It is in the context of Total Internal Reflection (TIR) that I was staging my question. If you have a negative refraction indice what happens to TIR? In fibers this interaction is at the core to cladding interface and some of the power is lost each time a reflection happens. If the negative refraction indice is exactly right, the core to cladding interface becomes a perfect reflector and no loss can occur. This could result in a fiber that could carry light over extreme distances without loss.
That's right. Separating the phenomenon of reflection from the conditions of total internal reflection: when the light is simply reflected it has nothing to do with the index of refraction. Usually some light is reflected and some is transmitted, but the reflected portion goes right back into the same index of refraction it came from, so Snell's law would not apply to that portion. When the angle of incidence is such that the angle of refraction puts the rest of the refracted beam back into the material, then all the light stays in the material.

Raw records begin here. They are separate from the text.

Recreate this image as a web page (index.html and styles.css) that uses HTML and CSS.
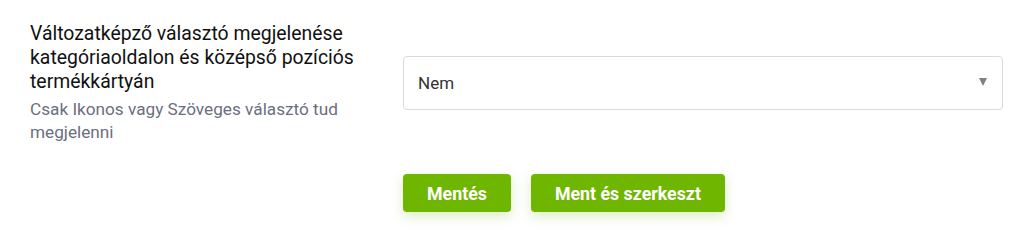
FILE: index.html
```html
<!DOCTYPE html>
<html lang="hu">
<head>
<meta charset="utf-8">
<link rel="stylesheet" href="styles.css">
</head>
<body>
<div class="form">
  <div class="row">
    <div class="label-col">
      <div class="label">Változatképző választó megjelenése kategóriaoldalon és középső pozíciós termékkártyán</div>
      <div class="hint">Csak Ikonos vagy Szöveges választó tud megjelenni</div>
    </div>
    <div class="field-col">
      <div class="select">
        <span class="value">Nem</span>
        <span class="arrow"></span>
      </div>
    </div>
  </div>
  <div class="actions">
    <button class="btn">Mentés</button>
    <button class="btn">Ment és szerkeszt</button>
  </div>
</div>
</body>
</html>
```
FILE: styles.css
```css
html, body {
  margin: 0;
  padding: 0;
  background: #ffffff;
}
body {
  font-family: Roboto, "Liberation Sans", Arial, sans-serif;
  width: 1035px;
  height: 234px;
  overflow: hidden;
}
.form {
  padding: 22px 32px 0 30px;
}
.row {
  display: flex;
  align-items: center;
}
.label-col {
  width: 373px;
  flex: none;
}
.label {
  font-size: 19.4px;
  line-height: 24px;
  color: #111111;
  padding-right: 10px;
}
.hint {
  margin-top: 4px;
  font-size: 17.2px;
  line-height: 23px;
  color: #6b6f80;
  padding-right: 20px;
}
.field-col {
  flex: 1;
}
.select {
  box-sizing: border-box;
  height: 54px;
  border: 1px solid #d9dadd;
  border-radius: 4px;
  display: flex;
  align-items: center;
  justify-content: space-between;
  padding: 0 15px 0 14px;
  background: #fff;
}
.value {
  font-size: 17px;
  color: #333333;
}
.arrow {
  width: 0;
  height: 0;
  border-left: 4.5px solid transparent;
  border-right: 4.5px solid transparent;
  border-top: 8px solid #808080;
  margin-top: -2px;
}
.actions {
  display: flex;
  gap: 20px;
  margin-left: 373px;
  margin-top: 30px;
}
.btn {
  height: 38px;
  border: none;
  border-radius: 4px;
  background: #6fb600;
  color: #ffffff;
  font-family: Roboto, "Liberation Sans", Arial, sans-serif;
  font-size: 17.8px;
  font-weight: 700;
  padding: 0 24px;
  box-shadow: 0 4px 12px rgba(111, 182, 0, 0.25);
  cursor: pointer;
}
```
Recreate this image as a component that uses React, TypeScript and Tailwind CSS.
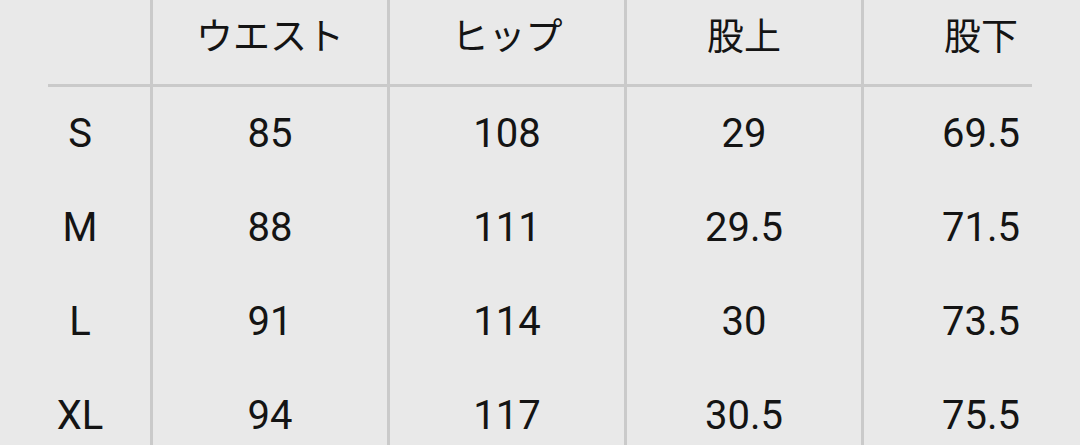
import React from "react";

const headers = ["ウエスト", "ヒップ", "股上", "股下"];
const rows: [string, string[]][] = [
  ["S", ["85", "108", "29", "69.5"]],
  ["M", ["88", "111", "29.5", "71.5"]],
  ["L", ["91", "114", "30", "73.5"]],
  ["XL", ["94", "117", "30.5", "75.5"]],
];

const font = { fontFamily: "Roboto, 'Noto Sans CJK JP', sans-serif" };

export default function App() {
  return (
    <div
      className="w-[1080px] h-[445px] overflow-hidden bg-[#e9e9e9] text-[#141414] flex flex-col"
      style={font}
    >
      <div className="flex h-[84px] shrink-0">
        <div className="w-[150px] shrink-0" />
        {headers.map((h) => (
          <div
            key={h}
            className="w-[237px] shrink-0 border-l-[3px] border-[#cacaca] flex items-center justify-center pb-[10px] text-[37px] leading-none"
          >
            {h}
          </div>
        ))}
      </div>
      <div className="h-[3px] shrink-0 ml-[48px] w-[984px] bg-[#cacaca]" />
      {rows.map(([label, vals]) => (
        <div key={label} className="flex h-[94px] shrink-0">
          <div className="w-[150px] shrink-0 pl-[10px] flex items-center justify-center text-[40px] leading-none">
            {label}
          </div>
          {vals.map((v, i) => (
            <div
              key={i}
              className="w-[237px] shrink-0 border-l-[3px] border-[#cacaca] flex items-center justify-center text-[40px] leading-none"
            >
              {v}
            </div>
          ))}
        </div>
      ))}
    </div>
  );
}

Bell labs had an optical device that could be used in optical computing that sent the beam exactly parallel to the surface, the critical angle, so all of it entered the substrate with no loss, no reflection.

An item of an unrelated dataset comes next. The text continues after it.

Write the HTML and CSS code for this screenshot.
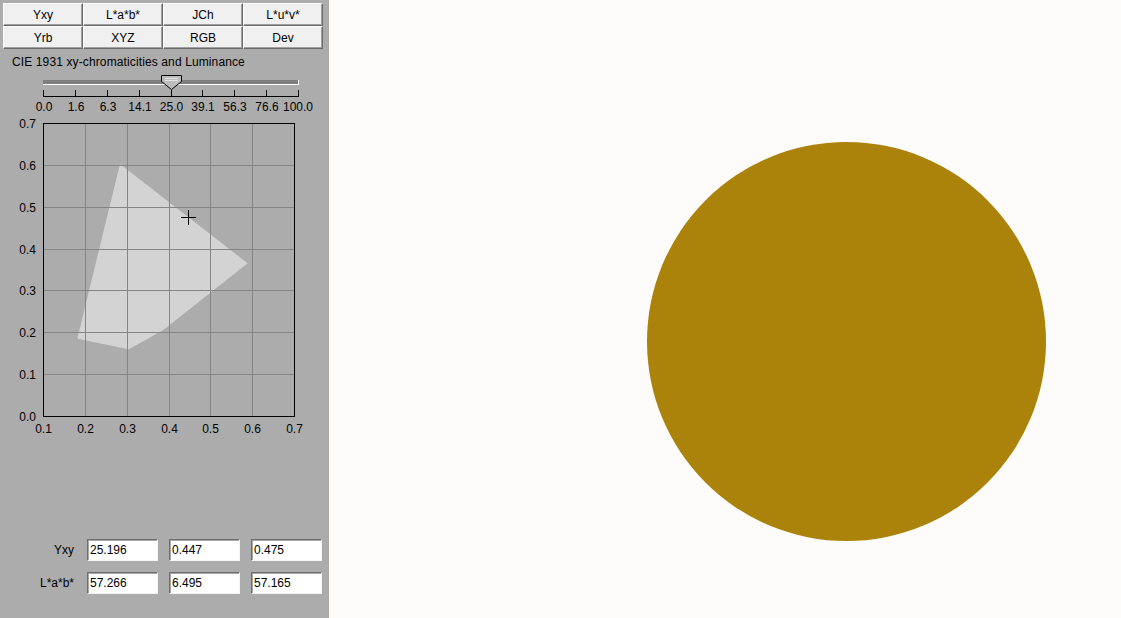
FILE: index.html
```html
<!DOCTYPE html>
<html>
<head>
<meta charset="utf-8">
<link rel="stylesheet" href="styles.css">
</head>
<body>
<div class="app">
  <div class="panel">
    <div class="tabs">
      <button class="tab">Yxy</button>
      <button class="tab">L*a*b*</button>
      <button class="tab">JCh</button>
      <button class="tab">L*u*v*</button>
      <button class="tab">Yrb</button>
      <button class="tab">XYZ</button>
      <button class="tab">RGB</button>
      <button class="tab">Dev</button>
    </div>
    <div class="title">CIE 1931 xy-chromaticities and Luminance</div>
    <svg class="slider" width="329" height="42" viewBox="0 72 329 42">
      <rect x="43" y="80" width="255" height="4" fill="#7f7f7f"/>
      <line x1="43" y1="84.5" x2="298.5" y2="84.5" stroke="#fff"/>
      <line x1="298.5" y1="80" x2="298.5" y2="85" stroke="#fff"/>
      <g stroke="#000" stroke-width="1">
        <line x1="43" y1="96.5" x2="299" y2="96.5"/>
        <line x1="43.5" y1="90" x2="43.5" y2="97"/>
        <line x1="75.5" y1="90" x2="75.5" y2="97"/>
        <line x1="107.5" y1="90" x2="107.5" y2="97"/>
        <line x1="139.5" y1="90" x2="139.5" y2="97"/>
        <line x1="171.5" y1="90" x2="171.5" y2="97"/>
        <line x1="202.5" y1="90" x2="202.5" y2="97"/>
        <line x1="234.5" y1="90" x2="234.5" y2="97"/>
        <line x1="266.5" y1="90" x2="266.5" y2="97"/>
        <line x1="298.5" y1="90" x2="298.5" y2="97"/>
      </g>
      <g class="svgtext" text-anchor="middle">
        <text x="44" y="111">0.0</text>
        <text x="76" y="111">1.6</text>
        <text x="108" y="111">6.3</text>
        <text x="140" y="111">14.1</text>
        <text x="171.5" y="111">25.0</text>
        <text x="203" y="111">39.1</text>
        <text x="235" y="111">56.3</text>
        <text x="267" y="111">76.6</text>
        <text x="298" y="111">100.0</text>
      </g>
      <polygon points="161.5,75.5 181.5,75.5 181.5,81.5 171.5,89.5 161.5,81.5" fill="#bdbdbd" stroke="#000"/>
      <line x1="165" y1="78.5" x2="178" y2="78.5" stroke="#e4e4e4"/>
      <line x1="165" y1="80.5" x2="178" y2="80.5" stroke="#e4e4e4"/>
    </svg>
    <svg class="chart" width="329" height="326" viewBox="0 114 329 326">
      <polygon points="77.3,338.7 120,164 247.7,263.3 163.3,330 129,349.3" fill="#d3d3d3"/>
      <g stroke="#858585" stroke-width="1">
        <line x1="85.5" y1="124" x2="85.5" y2="416"/>
        <line x1="127.5" y1="124" x2="127.5" y2="416"/>
        <line x1="169.5" y1="124" x2="169.5" y2="416"/>
        <line x1="210.5" y1="124" x2="210.5" y2="416"/>
        <line x1="252.5" y1="124" x2="252.5" y2="416"/>
        <line x1="44" y1="165.5" x2="294" y2="165.5"/>
        <line x1="44" y1="207.5" x2="294" y2="207.5"/>
        <line x1="44" y1="249.5" x2="294" y2="249.5"/>
        <line x1="44" y1="290.5" x2="294" y2="290.5"/>
        <line x1="44" y1="332.5" x2="294" y2="332.5"/>
        <line x1="44" y1="374.5" x2="294" y2="374.5"/>
      </g>
      <rect x="43.5" y="123.5" width="251" height="293" fill="none" stroke="#000"/>
      <g stroke="#000">
        <line x1="181" y1="217.5" x2="196" y2="217.5"/>
        <line x1="188.5" y1="210" x2="188.5" y2="225"/>
      </g>
      <g class="svgtext" text-anchor="end">
        <text x="36" y="128">0.7</text>
        <text x="36" y="170">0.6</text>
        <text x="36" y="212">0.5</text>
        <text x="36" y="254">0.4</text>
        <text x="36" y="295">0.3</text>
        <text x="36" y="337">0.2</text>
        <text x="36" y="379">0.1</text>
        <text x="36" y="421">0.0</text>
      </g>
      <g class="svgtext" text-anchor="middle">
        <text x="43.5" y="433">0.1</text>
        <text x="85.5" y="433">0.2</text>
        <text x="127.5" y="433">0.3</text>
        <text x="169.5" y="433">0.4</text>
        <text x="210.5" y="433">0.5</text>
        <text x="252.5" y="433">0.6</text>
        <text x="294.5" y="433">0.7</text>
      </g>
    </svg>
    <div class="fields">
      <label class="flabel">Yxy</label>
      <input class="field" type="text" value="25.196">
      <input class="field" type="text" value="0.447">
      <input class="field" type="text" value="0.475">
      <label class="flabel">L*a*b*</label>
      <input class="field" type="text" value="57.266">
      <input class="field" type="text" value="6.495">
      <input class="field" type="text" value="57.165">
    </div>
  </div>
  <div class="canvas">
    <div class="swatch"></div>
  </div>
</div>
</body>
</html>
```
FILE: styles.css
```css
html, body {
  margin: 0;
  padding: 0;
  width: 1121px;
  height: 618px;
  overflow: hidden;
  font-family: "Liberation Sans", Arial, sans-serif;
  font-size: 12px;
  color: #000;
}

.app {
  display: flex;
  width: 1121px;
  height: 618px;
}

.panel {
  width: 329px;
  height: 618px;
  background: #acacac;
  display: flex;
  flex-direction: column;
  flex: none;
}

.tabs {
  display: grid;
  grid-template-columns: repeat(4, 80px);
  grid-template-rows: repeat(2, 23px);
  padding: 3px 0 0 3px;
}

.tab {
  margin: 0;
  padding: 0;
  font-family: "Liberation Sans", Arial, sans-serif;
  font-size: 12px;
  line-height: 14px;
  color: #000;
  background: #f0f0f0;
  border: 1px solid;
  border-color: #ffffff #6a6a6a #6a6a6a #ffffff;
  box-shadow: inset -1px -1px 0 #a0a0a0;
  text-align: center;
}

.title {
  padding: 6px 0 3px 12px;
  line-height: 14px;
  height: 14px;
  letter-spacing: 0.12px;
}

.slider, .chart {
  display: block;
}

.svgtext {
  font-family: "Liberation Sans", Arial, sans-serif;
  font-size: 12px;
  fill: #000;
}

.fields {
  margin-top: auto;
  padding-bottom: 24px;
  display: grid;
  grid-template-columns: 76px 71px 71px 71px;
  grid-template-rows: 22px 22px;
  column-gap: 11px;
  row-gap: 11px;
}

.flabel {
  text-align: right;
  padding-right: 2px;
  line-height: 22px;
}

.field {
  box-sizing: border-box;
  width: 71px;
  height: 22px;
  margin: 0;
  padding: 0 0 0 2px;
  font-family: "Liberation Sans", Arial, sans-serif;
  font-size: 12px;
  color: #000;
  background: #fff;
  border: 1px solid;
  border-color: #6e6e6e #f4f4f4 #f4f4f4 #6e6e6e;
  box-shadow: inset 1px 1px 0 #a8a8a8;
  outline: none;
}

.canvas {
  flex: 1;
  background: #fdfcfb;
  padding: 142px 0 0 318px;
}

.swatch {
  width: 399px;
  height: 399px;
  border-radius: 50%;
  background: #ab830b;
}
```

A perfect vacuum supposedly does this, but any kind of glass will absorb some light proportionally to path length. Water does this, too, and the absorption depends on frequency. There could be materials that do not absorb light at all, but I don't know of any.

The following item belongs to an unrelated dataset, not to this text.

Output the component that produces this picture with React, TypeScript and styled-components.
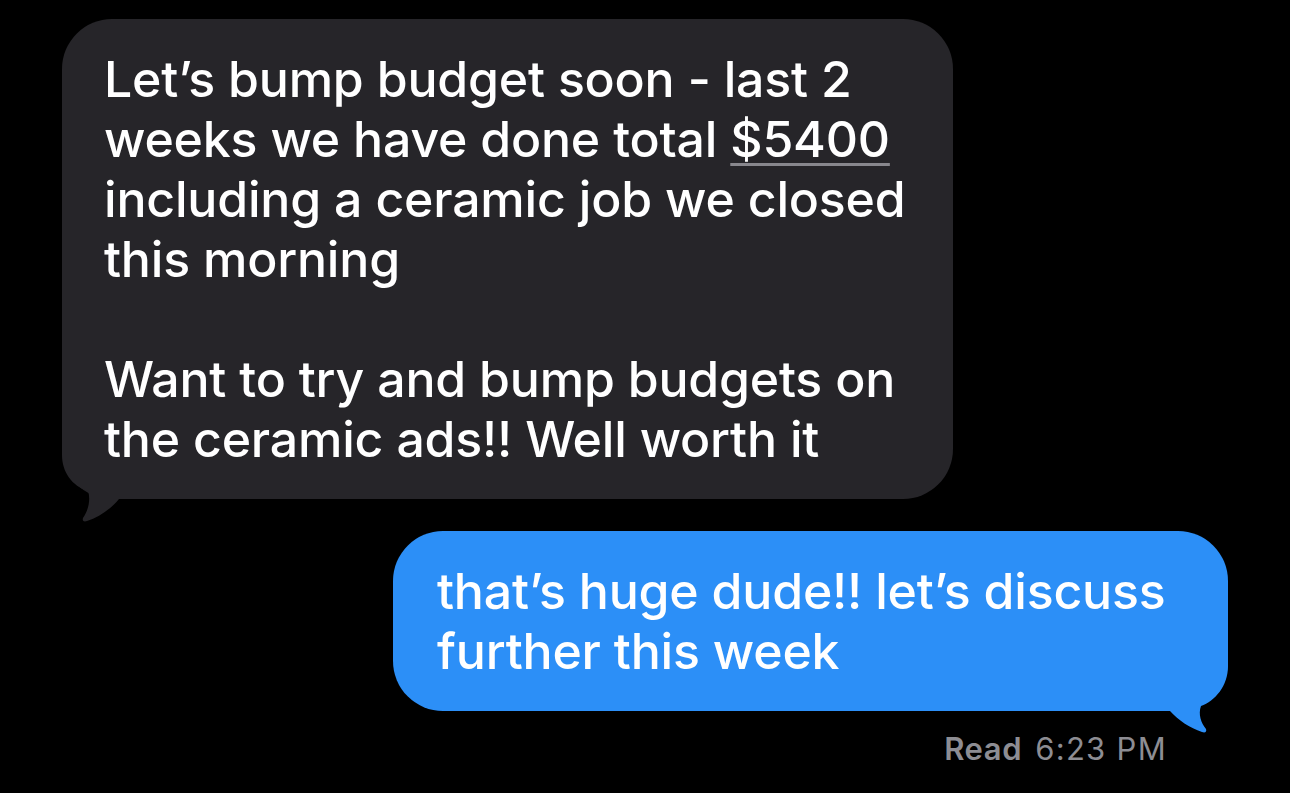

That is a good question. Since we are dealing with a negative refractive index material, that would not be the core material since it will always have a lower n than the cladding. However, in total internal reflection, the light beam never propagates in the rarer medium (i.e. cladding in this case). Propagation is entirely within the more optically dense material. What does penetrate into the cladding from the fiber is an evanescent field whose intensity drops exponentially from the interface. Putting a negative index in for the cladding doesn't significantly change the penetration depth. On that basis, energy loss could still occur in the rarer, negative index material so it would not be a perfect reflector. However, things do get interesting if a polarized beam were to be used in an internal reflection geometry. I just tried the basic equations for internal reflection and, with polarized light, I was getting negative penetration depths, but positive ones for unpolarized light. This suggests that the evanescent field is inverted for S and P polarizations. these are just some off the cuff calculations. Looking at the equations, the polarized expression has a n21 factor (which is negative for a negative refractive index material) but this factor is not included in the equation for the unpolarized case. It is also interesting that the critical angle for a negative refractive index material is also negative. I'm wondering what meaning this has. Total internal reflection should occur if you are greater than the critical angle. In all of these experiments, the light is entering from air (n~1) into a lower refractive index material (n~-1). Under such a case, the critical angle is near -90 degrees but, experimentally, the beam enters the metamaterial. Does anyone know if reflection from these surfaces was measured? Me thinks the equations I'm using need to be re-derived for this type of situation.
One more thought. To make these metamaterials, special structures in the amterial need to be assembled and the size of those structures are of similar magnitude to the wavelength of light used in the experiment. If that is the case, the structures need to be within the penetration depth of the evanescent wave, otherwise, the bulk properties of the media in which the structures are embedded will dominate the internal reflection characteristics. This would also mean that the choice of incidence angle would also be very important. There is some serious thesis material here if someone wants to develop the theory.